Size and stepsize of DataIter

Hi,
Is there a way to find out the size (number of batches) of a DataIter (e.g. DataIter, MXDataIter, …)?
A straight forward: “len(data_iter)” does not work.
And secondly, is there a way to set a “stepsize” in the data iterator?
Thanks,
David

Hi David (@dfferstl), not sure if I understand your question, but did you try with data_iter.data[0][1].shape ? Here a sample code to play with:

import mxnet as mx 

data = mx.ndarray.random_randint(0, 10, (100,3))
label = mx.ndarray.random_randint(0, 10, (100,))
data_iter = mx.io.NDArrayIter(data=data, label=label, batch_size=30)

for batch in data_iter:
    print(data_iter.data[0][1].shape)

If you need to know the batch size, you can call

data_iter.batch_size

Thanks for the quick answer. I want to see the total number of batches in a MXDataIter and I could not find a function that returns me that.

Are you asking about the total number of iterations in that for loop? This would be the total number of samples divided by the batch size. For the example above, it would be 100 // 30 + 1 = 4 as the default for last_batch_handle is pad. If you switch it to discard, then it would be 100 // 30 = 3.

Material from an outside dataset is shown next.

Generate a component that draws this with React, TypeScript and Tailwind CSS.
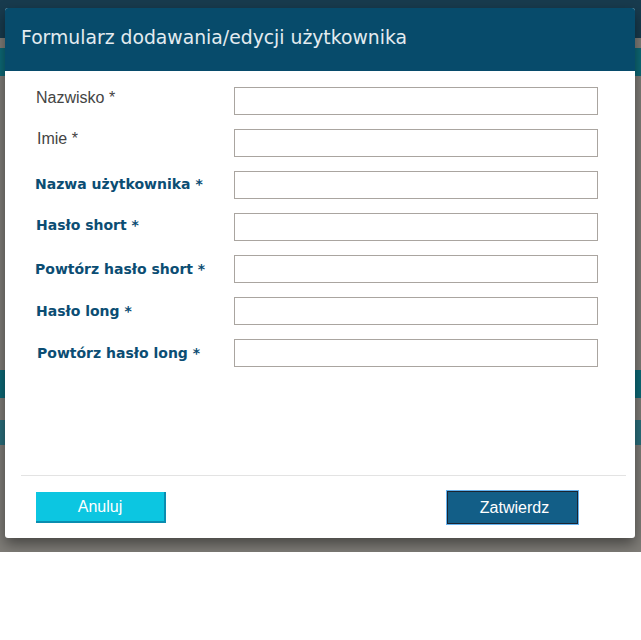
import React from "react";

const fields = [
  { label: "Nazwisko *", bold: false, shift: "-mt-[6px] pl-[1px]" },
  { label: "Imie *", bold: false, shift: "-mt-[9px] pl-[2px]" },
  { label: "Nazwa użytkownika *", bold: true, shift: "-mt-[2px]" },
  { label: "Hasło short *", bold: true, shift: "-mt-[4px] pl-[1px]" },
  { label: "Powtórz hasło short *", bold: true, shift: "" },
  { label: "Hasło long *", bold: true, shift: "pl-[1px]" },
  { label: "Powtórz hasło long *", bold: true, shift: "pl-[2px]" },
];

function Backdrop() {
  return (
    <div className="flex flex-col h-[552px] bg-[#7f7d78]">
      <div className="h-[38px] bg-[#183b4e]" />
      <div className="h-[10px]" />
      <div className="h-[28px] bg-[#0d6977]" />
      <div className="h-[294px]" />
      <div className="h-[28px] bg-[#0d6977]" />
      <div className="h-[22px]" />
      <div className="h-[25px] bg-[#2a6f7c]" />
    </div>
  );
}

export default function App() {
  return (
    <div className="relative w-full bg-white" style={{ fontFamily: "'Liberation Sans', Arial, sans-serif" }}>
      <Backdrop />
      <div className="absolute left-[5px] top-[8px] w-[630px] h-[530px] bg-white rounded-[3px] shadow-[0_6px_14px_rgba(0,0,0,0.45)] flex flex-col overflow-hidden">
        <div className="h-[63px] bg-[#074b6b] flex items-center pl-[16px] pb-[2px]">
          <h1 className="text-[18.8px] text-[#e3ebf0]" style={{ fontFamily: "'DejaVu Sans', Verdana, sans-serif" }}>
            Formularz dodawania/edycji użytkownika
          </h1>
        </div>
        <div className="flex flex-col gap-[14px] pt-[16px] pl-[30px]">
          {fields.map((f) => (
            <div key={f.label} className="flex items-center h-[28px]">
              <div className={`w-[199px] ${f.shift}`}>
                {f.bold ? (
                  <span className="text-[14px] font-bold text-[#0b4d73]" style={{ fontFamily: "'DejaVu Sans', Verdana, sans-serif" }}>
                    {f.label}
                  </span>
                ) : (
                  <span className="text-[16px] text-[#444444]">{f.label}</span>
                )}
              </div>
              <input className="w-[364px] h-[28px] border border-[#aaa5a0] bg-white outline-none" />
            </div>
          ))}
        </div>
        <div className="flex-1" />
        <div className="mx-[16px] mr-[9px] border-t border-[#e3e3e3]" />
        <div className="flex justify-between items-center pl-[31px] pr-[57px] pt-[15px] pb-[14px]">
          <button className="w-[130px] h-[31px] bg-[#0cc6e1] border-r-2 border-b-2 border-[#0a8db0] text-white text-[16px]">
            Anuluj
          </button>
          <button className="w-[131px] h-[33px] pl-[4px] bg-[#125e87] border border-[#1b2430] ring-1 ring-[#66b3ef] text-white text-[16px]">
            Zatwierdz
          </button>
        </div>
      </div>
    </div>
  );
}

Here you can find more info about NDArrayIter:

https://beta.mxnet.io/api/gluon-related/_autogen/mxnet.io.NDArrayIter.html

Yes, I want to know the total number of iterations for a MXDataIter element. I know how to theoretically calculate the number of batches but my question was how to get this data from the MXDataIter object itself (without stepping through the for loop and counting the steps).
This is necessary e.g. when loading the data from a rec data container where it is unclear how many samples it contains.

So, I assume there is not way to find this out yet, isn’t it?